European data protection laws pose a significant threat to the use of ChatGPT by OpenAI. Already banned in Italy, OpenAI has a mere week to comply with the regulations, but compliance may be extremely challenging due to the way data has been collected.
ChatGPT has become one of the most controversial technologies of the 21st century, with differing opinions on its potential impact. Some believe it will render human workers obsolete, while others fear it will disrupt our way of life. The truth likely lies somewhere in between.
For years, the prevailing belief in the field of AI has been that more training data leads to better models. OpenAI’s earlier models, GPT-2 and GPT-3, were trained on vast amounts of text, totaling 40 and 570 gigabytes respectively. The size of the data set for GPT-4 has not been disclosed by OpenAI.
The fixation on collecting more training data has raised concerns about the costs and environmental impact, particularly in terms of water and energy usage. This may have been a factor behind recent statements by Sam Altman, stating that further progress will not come from simply making models bigger, and that there will be no GPT-5.

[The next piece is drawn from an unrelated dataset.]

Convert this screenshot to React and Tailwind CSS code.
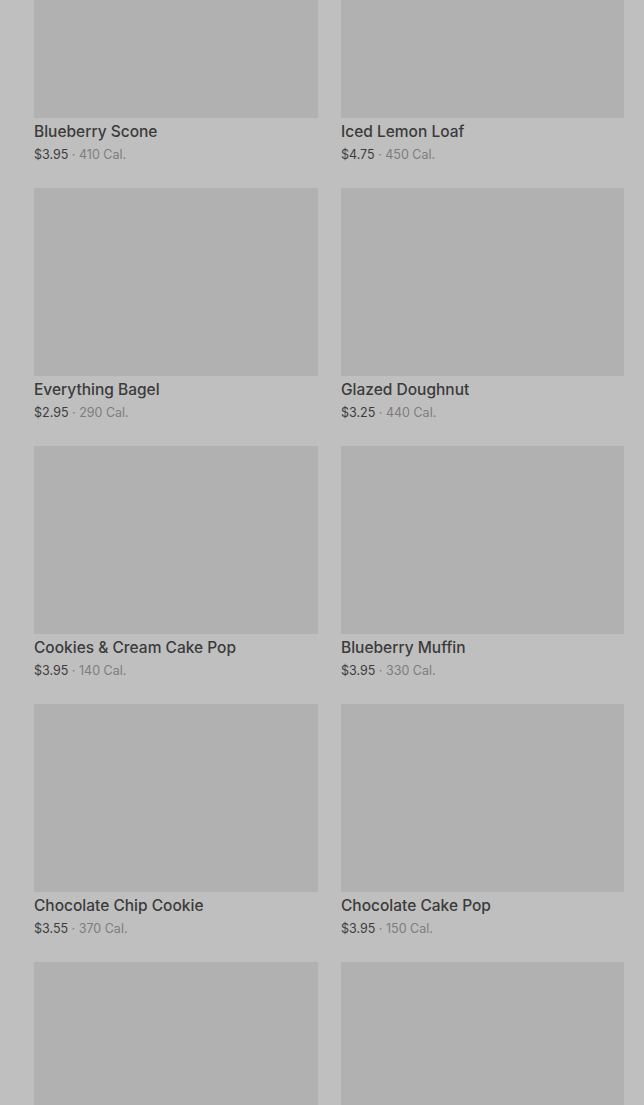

The issue of training data has also come under scrutiny from European authorities investigating OpenAI. There are allegations that OpenAI has scraped personal data, such as names and email addresses, without obtaining proper consent from individuals. Compliance with European data protection laws would require OpenAI to obtain consent or prove legitimate interest in collecting data. OpenAI would also need to provide explanations on how ChatGPT uses the data, offer correction mechanisms, and allow users to request deletion or object to data usage.
The article suggests that OpenAI is unlikely to argue that it obtained consent when scraping data, leaving the company with the challenge of proving legitimate interest. This would require convincing regulators of the essentiality of ChatGPT to justify data collection without consent.

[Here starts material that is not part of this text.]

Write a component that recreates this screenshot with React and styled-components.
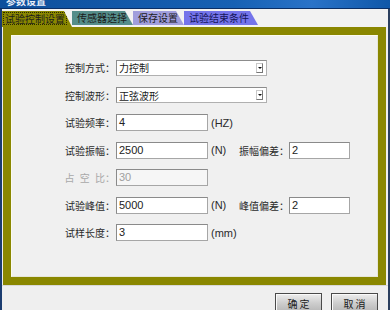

One of the major concerns raised by experts is how ChatGPT uses the data provided during chats. Users often share private and sensitive information about their mental health, physical well-being, and personal opinions. Under European law, users must have the option to delete their chat logs to protect their privacy. However, experts believe that OpenAI may struggle to identify and remove individuals’ data from its models, as the company lacks robust data record-keeping practices.
As a former Google employee stated, tech companies often lack documentation and knowledge about how AI training data is collected and annotated. OpenAI could have avoided this predicament by implementing robust data record-keeping practices from the outset, but this was not done. The reality is that data collection and usage in AI models is often inadequately documented and understood by tech companies.